Aktuelle Situation der Jesiden

Die jesidischen Geflüchteten sind aufgrund der Erlebnisse von Vernichtung und Vertreibung massiv traumatisiert und es mangelt ihnen, auch aufgrund der katastrophalen humanitären Lage in den überfüllten Flüchtlingslagern an Zukunftsperspektiven. Die Bundeszentrale für Politische Bildung bietet unter diesem Link eine Auflistung der Situation für die jeweiligen Regionen.
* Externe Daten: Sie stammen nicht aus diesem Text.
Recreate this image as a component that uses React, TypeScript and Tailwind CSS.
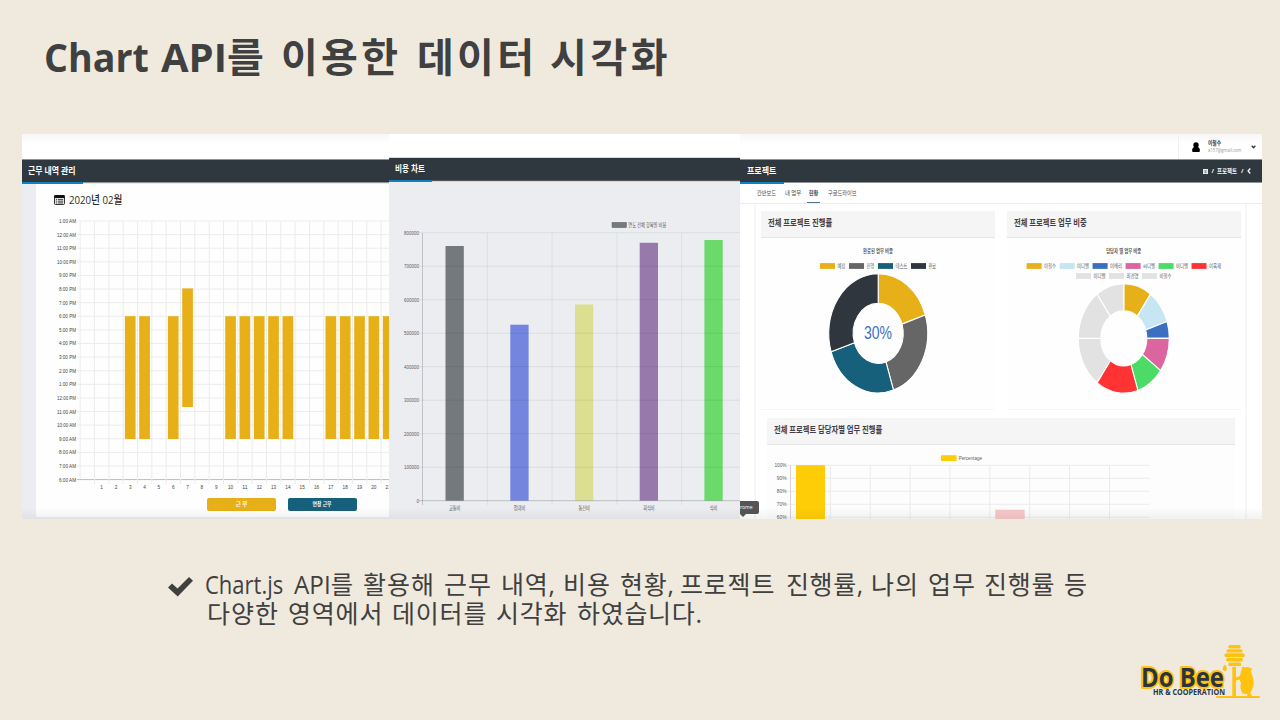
import React from "react";

type TextProps = {
  x: number;
  y: number;
  w: number;
  size: number;
  anchor?: "start" | "middle" | "end";
  fill?: string;
  weight?: number;
  children: string;
};

/* Chart text squeezed to a given width */
function T({ x, y, w, size, anchor = "start", fill = "#5c5c5c", weight = 400, children }: TextProps) {
  return (
    <text
      x={x}
      y={y}
      fontSize={size}
      textAnchor={anchor}
      fill={fill}
      fontWeight={weight}
      textLength={w}
      lengthAdjust="spacingAndGlyphs"
      className="font-['Liberation_Sans','Noto_Sans_CJK_KR',sans-serif]"
    >
      {children}
    </text>
  );
}

const range = (n: number) => Array.from({ length: n }, (_, i) => i);

const HOURS = [
  "1:00 AM", "12:00 AM", "11:00 PM", "10:00 PM", "9:00 PM", "8:00 PM", "7:00 PM", "6:00 PM", "5:00 PM", "4:00 PM",
  "3:00 PM", "2:00 PM", "1:00 PM", "12:00 PM", "11:00 AM", "10:00 AM", "9:00 AM", "8:00 AM", "7:00 AM", "6:00 AM",
];
const WORK_DAYS = [3, 4, 6, 7, 10, 11, 12, 13, 14, 17, 18, 19, 20, 21];

function WorkChart() {
  return (
    <svg className="block h-[284px] w-[353px]" viewBox="36 212 353 284">
      {HOURS.map((h, i) => {
        const y = 221 + i * 13.61;
        return (
          <g key={h}>
            <line x1={77} x2={389} y1={y} y2={y} stroke={i === 19 ? "#bdbdbd" : "#ececec"} strokeWidth={1} />
            <T x={76} y={y + 2} w={h.length > 7 ? 19 : 17} size={5.6} anchor="end" fill="#444444">{h}</T>
          </g>
        );
      })}
      {range(22).map((i) => (
        <line key={i} x1={80.2 + i * 14.33} x2={80.2 + i * 14.33} y1={221} y2={i === 0 ? 479 : 484} stroke="#ececec" strokeWidth={1} />
      ))}
      {WORK_DAYS.map((d) => {
        const top = d === 7 ? 288.4 : 316.2;
        const bottom = d === 7 ? 407 : 439;
        return <rect key={d} x={87.2 + d * 14.33 - 5.3} y={top} width={10.7} height={bottom - top} fill="#e8b018" />;
      })}
      {range(21).map((i) => (
        <T key={i} x={101.6 + i * 14.33} y={489.4} w={i > 8 ? 5.2 : 2.6} size={5.6} anchor="middle" fill="#444444">{String(i + 1)}</T>
      ))}
    </svg>
  );
}

const COSTS = [
  { label: "교통비", x: 445.5, top: 246, fill: "#74797d" },
  { label: "접대비", x: 510.3, top: 324.7, fill: "#7385de" },
  { label: "통신비", x: 575, top: 304.5, fill: "#dcdf91" },
  { label: "회식비", x: 639.7, top: 242.8, fill: "#9779ab" },
  { label: "식비", x: 704.4, top: 240, fill: "#6adb6b" },
];

function CostChart() {
  return (
    <svg className="block h-[300px] w-[351px]" viewBox="389 217 351 300">
      <rect x={612} y={222.3} width={14.5} height={5.4} fill="#74797d" stroke="#666b6d" strokeWidth={0.5} />
      <T x={628.3} y={227.2} w={38} size={5.4}>연도 전체 항목별 비용</T>
      {COSTS.map((c) => (
        <g key={c.label}>
          <rect x={c.x} y={c.top} width={18.3} height={500.6 - c.top} fill={c.fill} />
          <T x={c.x + 9.2} y={510} w={c.label.length > 2 ? 11.5 : 7.5} size={5.4} anchor="middle">{c.label}</T>
        </g>
      ))}
      {range(9).map((i) => {
        const y = 232.7 + i * 33.5;
        return (
          <g key={i}>
            <line x1={419} x2={740} y1={y} y2={y} stroke="#000000" strokeOpacity={i === 8 ? 0.2 : 0.07} />
            <T x={419} y={y + 2} w={i === 8 ? 2.6 : 15} size={5.6} anchor="end">{i === 8 ? "0" : `${8 - i}00000`}</T>
          </g>
        );
      })}
      {range(5).map((i) => (
        <line key={i} x1={422.5 + i * 64.8} x2={422.5 + i * 64.8} y1={233} y2={505} stroke="#000000" strokeOpacity={i === 0 ? 0.18 : 0.06} />
      ))}
    </svg>
  );
}

type Slice = { from: number; to: number; fill: string };

function Donut({ cx, cy, rx, ry, ix, iy, slices }: { cx: number; cy: number; rx: number; ry: number; ix: number; iy: number; slices: Slice[] }) {
  const at = (p: number, a: number, b: number) => {
    const t = (p / 100) * Math.PI * 2;
    return `${(cx + a * Math.sin(t)).toFixed(2)} ${(cy - b * Math.cos(t)).toFixed(2)}`;
  };
  return (
    <g>
      {slices.map((s) => (
        <path
          key={s.from}
          d={`M${at(s.from, rx, ry)} A${rx} ${ry} 0 0 1 ${at(s.to, rx, ry)} L${at(s.to, ix, iy)} A${ix} ${iy} 0 0 0 ${at(s.from, ix, iy)} Z`}
          fill={s.fill}
          stroke="#ffffff"
          strokeWidth={1.1}
        />
      ))}
    </g>
  );
}

type LegendItem = { x: number; y: number; label: string; fill: string; w: number };

function Legend({ items }: { items: LegendItem[] }) {
  return (
    <g>
      {items.map((l) => (
        <g key={`${l.x}-${l.y}`}>
          <rect x={l.x} y={l.y - 2.9} width={15} height={5.8} fill={l.fill} />
          <T x={l.x + 17.4} y={l.y + 1.9} w={l.w} size={5.4}>{l.label}</T>
        </g>
      ))}
    </g>
  );
}

const STATUS_LEGEND: LegendItem[] = [
  { x: 820, y: 266, label: "예정", fill: "#e8b018", w: 7.8 },
  { x: 849, y: 266, label: "진행", fill: "#666666", w: 7.8 },
  { x: 878, y: 266, label: "테스트", fill: "#17607b", w: 12 },
  { x: 911, y: 266, label: "완료", fill: "#2f363e", w: 7.8 },
];

const MEMBER_LEGEND: LegendItem[] = [
  { x: 1026.6, y: 266, label: "이철수", fill: "#e8b018", w: 12 },
  { x: 1059.7, y: 266, label: "이디벨", fill: "#c5e6f2", w: 12 },
  { x: 1092.6, y: 266, label: "이메리", fill: "#3a6fc2", w: 12 },
  { x: 1125.6, y: 266, label: "씨디벨", fill: "#dc649f", w: 12 },
  { x: 1158.6, y: 266, label: "비디벨", fill: "#4bdb66", w: 12 },
  { x: 1191.5, y: 266, label: "이옥재", fill: "#ff3333", w: 12 },
  { x: 1076, y: 276, label: "이디벨", fill: "#e2e2e2", w: 12 },
  { x: 1109, y: 276, label: "최경영", fill: "#e2e2e2", w: 12 },
  { x: 1142, y: 276, label: "비철수", fill: "#e2e2e2", w: 12 },
];

function StatusDonut() {
  return (
    <svg className="block h-[171px] w-[234px]" viewBox="761 238 234 171">
      <T x={878} y={252.8} w={30} size={5.4} anchor="middle" weight={700} fill="#555555">완료된 업무 비중</T>
      <Legend items={STATUS_LEGEND} />
      <Donut
        cx={878.2} cy={333.4} rx={49.5} ry={59.6} ix={25} iy={30}
        slices={[
          { from: 0, to: 20, fill: "#e8b018" },
          { from: 20, to: 45, fill: "#666666" },
          { from: 45, to: 70, fill: "#17607b" },
          { from: 70, to: 100, fill: "#2f363e" },
        ]}
      />
      <T x={878} y={338.8} w={28} size={17.5} anchor="middle" fill="#3a6fc2">30%</T>
    </svg>
  );
}

function MemberDonut() {
  return (
    <svg className="block h-[171px] w-[234px]" viewBox="1007 238 234 171">
      <T x={1123.7} y={252.8} w={35} size={5.4} anchor="middle" weight={700} fill="#555555">담당자 별 업무 비중</T>
      <Legend items={MEMBER_LEGEND} />
      <Donut
        cx={1123.8} cy={338.4} rx={45.5} ry={54.7} ix={23} iy={27.5}
        slices={[
          { from: 0, to: 10, fill: "#e8b018" },
          { from: 10, to: 20, fill: "#c5e6f2" },
          { from: 20, to: 25, fill: "#3a6fc2" },
          { from: 25, to: 35, fill: "#dc649f" },
          { from: 35, to: 45, fill: "#4bdb66" },
          { from: 45, to: 60, fill: "#ff3333" },
          { from: 60, to: 75, fill: "#e2e2e2" },
          { from: 75, to: 90, fill: "#e2e2e2" },
          { from: 90, to: 100, fill: "#e2e2e2" },
        ]}
      />
    </svg>
  );
}

function ProgressChart() {
  return (
    <svg className="block h-[74px] w-[468px]" viewBox="767 445 468 74">
      {range(5).map((i) => {
        const y = 465.3 + i * 13;
        return (
          <g key={i}>
            <line x1={787} x2={1149.5} y1={y} y2={y} stroke="#ebebeb" />
            <T x={786.5} y={y + 2} w={i ? 9.8 : 12} size={5.6} anchor="end">{`${100 - i * 10}%`}</T>
          </g>
        );
      })}
      {range(9).map((i) => (
        <line key={i} x1={790.5 + i * 39.87} x2={790.5 + i * 39.87} y1={465} y2={519} stroke={i ? "#ebebeb" : "#d5d5d5"} />
      ))}
      <rect x={796} y={465.2} width={29} height={54} fill="#ffcd07" />
      <rect x={995.6} y={510} width={28.6} height={10} fill="#f8c8ca" stroke="#efb9bc" strokeWidth={0.4} />
      <rect x={941} y={455.2} width={15.6} height={5.8} fill="#ffcd07" />
      <T x={958.7} y={460.2} w={23.3} size={5.8}>Percentage</T>
    </svg>
  );
}

function WorkPanel() {
  return (
    <section className="flex h-[385px] w-[367px] flex-col overflow-hidden">
      <div className="h-[25px] bg-gradient-to-b from-[#f7f7f7] to-white to-40%" />
      <div className="flex h-[24px] shrink-0 items-center border-y border-[#8f9396] bg-[#2f373f] pl-[6px]">
        <span className="origin-left scale-x-[0.83] text-[9.5px] leading-none font-bold whitespace-nowrap text-white">근무 내역 관리</span>
      </div>
      <div className="-mt-px h-[2px] w-[61px] shrink-0 bg-[#0f80c4]" />
      <div className="flex min-h-0 flex-1 bg-[#ecedf2] pl-[14px]">
        <div className="flex h-[333px] w-[353px] flex-col rounded-bl-[2px] bg-[#fefefe]">
          <div className="flex h-[28px] items-center pt-[3px] pl-[18px]">
            <svg className="mr-[4px] h-[10px] w-[11px]" viewBox="0 0 11 10">
              <rect x="0.5" y="0.5" width="10" height="9" rx="1" fill="#ddd" stroke="#333" />
              <rect x="0.3" y="0" width="10.4" height="3" rx="1" fill="#111" />
              <path d="M2 4.5H3M4 4.5H9M2 6.2H3M4 6.2H9M2 7.9H3M4 7.9H9" stroke="#444" strokeWidth="0.9" />
            </svg>
            <span className="origin-left scale-x-[0.84] text-[11.5px] leading-none font-medium whitespace-nowrap text-[#2c2c2c]">2020년 02월</span>
          </div>
          <WorkChart />
          <div className="mt-[2px] flex gap-[12px] pl-[171px]">
            <div className="flex h-[13px] w-[69px] items-center justify-center rounded-[2px] bg-[#e8b018] text-[5.6px] font-bold text-white">근 무</div>
            <div className="flex h-[13px] w-[69px] items-center justify-center rounded-[2px] bg-[#17607b] text-[5.6px] font-bold text-white"><span className="scale-x-[0.86]">연장 근무</span></div>
          </div>
        </div>
      </div>
    </section>
  );
}

function CostPanel() {
  return (
    <section className="flex h-[385px] w-[351px] flex-col overflow-hidden bg-[#ecedf1]">
      <div className="h-[24px] shrink-0 border-b border-[#d7d9df] bg-white" />
      <div className="flex h-[23px] shrink-0 items-center border-b border-[#55555a] bg-[#2f373f] pl-[6px]">
        <span className="origin-left scale-x-[0.8] text-[9.5px] leading-none font-bold whitespace-nowrap text-white">비용 차트</span>
      </div>
      <div className="mb-[35px] h-[1px] shrink-0 bg-[#d3d3d6]">
        <div className="h-[2px] w-[43px] -translate-y-px bg-[#0f80c4]" />
      </div>
      <CostChart />
    </section>
  );
}

function CardTitle({ children }: { children: string }) {
  return (
    <div className="flex h-[27px] items-center border-b border-[#e6e6e6] bg-[#f5f5f5] pb-[2px] pl-[6.5px]">
      <span className="origin-left scale-x-[0.76] text-[9.6px] leading-none font-bold whitespace-nowrap text-[#40404b]">{children}</span>
    </div>
  );
}

function ProjectPanel() {
  return (
    <section className="relative flex h-[385px] w-[522px] flex-col overflow-hidden bg-white">
      <div className="flex h-[25px] shrink-0 justify-end bg-gradient-to-b from-[#f7f7f7] to-white to-40%">
        <div className="flex w-[84px] items-center border-l border-[#f0f0f0] pl-[12px]">
          <svg className="mt-[2px] h-[11px] w-[10px]" viewBox="0 0 10 11">
            <circle cx="5" cy="3" r="2.7" fill="#000" />
            <path d="M3.5 4.8H6.5C9 6 9.3 8 8.5 10H1.5C.7 8 1 6 3.5 4.8Z" fill="#000" />
          </svg>
          <div className="ml-[7px] flex w-[43px] flex-col items-start pt-px">
            <span className="origin-left scale-x-[0.85] text-[5.6px] leading-[7px] font-bold whitespace-nowrap text-[#333]">이철수</span>
            <span className="origin-left scale-x-[0.78] text-[5.4px] leading-[7px] whitespace-nowrap text-[#999]">a157@gmail.com</span>
          </div>
          <svg className="h-[4px] w-[5px]" viewBox="0 0 5 4">
            <path d="M.7.8L2.5 2.8L4.3.8" fill="none" stroke="#333" strokeWidth="1.3" />
          </svg>
        </div>
      </div>
      <div className="flex h-[24px] shrink-0 items-center justify-between border-y border-[#8f9396] bg-[#2f373f] pr-[11px] pl-[7px]">
        <span className="origin-left scale-x-[0.84] text-[9.5px] leading-none font-bold whitespace-nowrap text-white">프로젝트</span>
        <div className="flex items-center gap-[3.5px] text-[6px] leading-none font-bold text-white">
          <svg className="h-[5px] w-[5px]" viewBox="0 0 5 5">
            <rect width="5" height="5" fill="#eee" />
            <path d="M.8 1.8H4.2M.8 3.2H4.2M2.5 1.5V4.4" stroke="#68707a" strokeWidth="0.5" />
          </svg>
          <span>/</span>
          <span className="-mx-px scale-x-[0.9] whitespace-nowrap">프로젝트</span>
          <span>/</span>
          <svg className="h-[6px] w-[4px]" viewBox="0 0 4 6">
            <path d="M3.3.5L1 3L3.3 5.5" fill="none" stroke="#fff" strokeWidth="1.2" />
          </svg>
        </div>
      </div>
      <div className="-mt-px h-[2px] w-[44px] shrink-0 bg-[#0f80c4]" />
      <div className="flex h-[20px] shrink-0 border-b border-[#ececec] pl-[17px] text-[6px] leading-[18px] whitespace-nowrap text-[#4c4c4c]">
        <span className="w-[28px]"><span className="inline-block origin-left scale-x-[0.86]">칸반보드</span></span>
        <span className="w-[22px]"><span className="inline-block origin-left scale-x-[0.9]">내 업무</span></span>
        <span className="mr-[8px] h-[19px] w-[13px] border-b border-[#53708c] text-center font-bold text-[#36536f]"><span className="inline-block scale-x-[0.86]">현황</span></span>
        <span className="inline-block origin-left scale-x-[0.86]">구글드라이브</span>
      </div>
      <div className="mr-[15px] ml-[14px] flex flex-1 flex-col border-x-2 border-[#f7f7f8] pt-[7px] pl-[5px]">
        <div className="flex gap-[12px]">
          <div className="h-[199px] w-[234px] border-b border-[#f5f5f5] bg-[#fefefe]">
            <CardTitle>전체 프로젝트 진행률</CardTitle>
            <StatusDonut />
          </div>
          <div className="h-[199px] w-[234px] border-b border-[#f5f5f5] bg-[#fefefe]">
            <CardTitle>전체 프로젝트 업무 비중</CardTitle>
            <MemberDonut />
          </div>
        </div>
        <div className="mt-[8px] ml-[6px] w-[468px] bg-[#fdfdfd]">
          <CardTitle>전체 프로젝트 담당자별 업무 진행률</CardTitle>
          <ProgressChart />
        </div>
      </div>
      <div className="absolute bottom-[2px] left-0 h-[16px] w-[19px]">
        <div className="flex h-[13px] items-center rounded-r-[2px] bg-[#555] text-[5.6px] text-white"><span className="origin-left scale-x-[0.9]">rome</span></div>
        <div className="h-0 w-0 border-x-[3px] border-t-[3px] border-x-transparent border-t-[#555]" />
      </div>
    </section>
  );
}

function Logo() {
  return (
    <svg className="block h-[56px] w-[124px]" viewBox="1138 643 124 56">
      <g fill="#ffc20e">
        <rect x={1228.3} y={645} width={12.4} height={3.4} rx={1.7} />
        <rect x={1226.5} y={649.2} width={16} height={3.4} rx={1.7} />
        <rect x={1224.5} y={653.3} width={20.2} height={3.8} rx={1.9} />
        <rect x={1226} y={658} width={17} height={3.5} rx={1.7} />
        <rect x={1228.3} y={662.6} width={13} height={3.5} rx={1.7} />
        <rect x={1232.3} y={666.8} width={3.7} height={30} />
        <rect x={1216} y={696} width={44} height={1.9} rx={0.9} />
        <path d="M1236 677.5L1241 675.5L1242 679L1236 680.5Z" />
        <path d="M1242 669C1241 666.5 1243.5 666.3 1244.5 667.5C1247 666.5 1249 667 1250 668.2C1252 667.5 1252.3 669.5 1251 670.5C1250.7 673 1253.8 676.5 1253.6 683C1253.6 688 1251 691 1250.4 693L1252 696.2H1247L1247.5 694L1242.5 693.5C1240.3 690 1240 686 1241 683C1238.8 679 1240 674 1242 669Z" />
        <path d="M1224.8 664.5C1227.3 667 1227.8 671 1224.8 671C1221.8 671 1222.3 667 1224.8 664.5Z" />
      </g>
      <text x={1141} y={687} textLength={83} lengthAdjust="spacingAndGlyphs" fontSize={26} fontWeight={700} fill="#2b3540" stroke="#ffc20e" strokeWidth={4} strokeLinejoin="round" paintOrder="stroke">
        Do Bee
      </text>
      <text x={1153} y={695.4} textLength={72} lengthAdjust="spacingAndGlyphs" fontSize={8} fontWeight={700} fill="#2b3540">
        HR &amp; COOPERATION
      </text>
    </svg>
  );
}

export default function App() {
  return (
    <main className="flex h-[720px] w-[1280px] flex-col overflow-hidden bg-[#f0eade] font-['Open_Sans','Noto_Sans_CJK_KR',sans-serif]">
      <h1 className="flex h-[134px] shrink-0 pt-[28px] pl-[44px] text-[40px] leading-[58px] font-bold whitespace-nowrap text-[#404040]">
        <span className="w-[117px]"><span className="inline-block origin-left scale-x-[0.94]">Chart</span></span>
        <span className="w-[120px]">API를</span>
        <span className="w-[136px] tracking-[3.3px]">이용한</span>
        <span className="w-[133px] tracking-[3.3px]">데이터</span>
        <span className="tracking-[3.6px]">시각화</span>
      </h1>
      <div className="relative ml-[22px] flex h-[385px] w-[1240px] shrink-0">
        <WorkPanel />
        <CostPanel />
        <ProjectPanel />
        <div className="absolute inset-x-0 bottom-0 h-[12px] bg-gradient-to-b from-transparent to-black/5" />
      </div>
      <div className="flex h-[124px] shrink-0 pt-[51px] pl-[168px] text-[25px] leading-[29px] whitespace-nowrap text-[#404040]">
        <svg className="mt-[7px] mr-[12px] h-[20px] w-[25px]" viewBox="0 0 25 20">
          <path d="M0 10.5L4 6.5L9.5 11.5L21 0L25 3.7L9.7 19.5Z" fill="#404040" />
        </svg>
        <div>
          <p className="flex">
            <span className="w-[89px]"><span className="inline-block origin-left scale-x-[0.88]">Chart.js</span></span>
            <span className="w-[69px]"><span className="inline-block origin-left scale-x-[0.97]">API를</span></span>
            <span className="w-[81px] tracking-[1px]">활용해</span>
            <span className="w-[57px] tracking-[1px]">근무</span>
            <span className="w-[62px] tracking-[0.8px]">내역,</span>
            <span className="w-[57px] tracking-[1px]">비용</span>
            <span className="w-[60px] tracking-[0.8px]">현황,</span>
            <span className="w-[106px] tracking-[0.8px]">프로젝트</span>
            <span className="w-[85px] tracking-[0.6px]">진행률,</span>
            <span className="w-[57px] tracking-[1px]">나의</span>
            <span className="w-[56px] tracking-[1px]">업무</span>
            <span className="w-[80px] tracking-[0.8px]">진행률</span>
            <span>등</span>
          </p>
          <p className="flex pl-[2px]">
            <span className="w-[81px] tracking-[1px]">다양한</span>
            <span className="w-[104px] tracking-[0.8px]">영역에서</span>
            <span className="w-[104px] tracking-[0.8px]">데이터를</span>
            <span className="w-[81px] tracking-[0.8px]">시각화</span>
            <span className="tracking-[0.7px]">하였습니다.</span>
          </p>
        </div>
      </div>
      <div className="flex justify-end pr-[18px]">
        <Logo />
      </div>
    </main>
  );
}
Verfolgung & Urteile gegen IS-Kämpfer*innen

Das Hanseatische Oberlandesgericht in Hamburg hat im Juli 2022 eine IS-Rückkehrerin aus Bremen zu fünfeinhalb Jahren Haft verurteilt. Der Staatsschutzsenat sprach die 34 Jahre alte Mutter zweier Kinder wegen Mitgliedschaft in einer terroristischen Vereinigung im Ausland, Beihilfe zum Völkermord, Kriegsverbrechen und Verbrechen gegen die Menschlichkeit durch Versklavung schuldig. Das Gericht sah es als erwiesen an, dass die Frau, die Ende der 1990er-Jahre als Kind zusammen mit ihren Eltern vor den Taliban aus Afghanistan nach Deutschland geflohen war, Mitglied der Terrororganisation Islamischer Staat (IS) war. Ihr Ehemann habe eine Jesidin als Sexsklavin gehalten, die Angeklagte habe die Dienste der Frau in Anspruch genommen. Das Urteil gilt als wichtiger Meilenstein, der zeigt, dass der Völkermord an Jesiden geahndet wird.

 

Dieser Beitrag wurde am 30. Juli 2022 überarbeitet und ergänzt.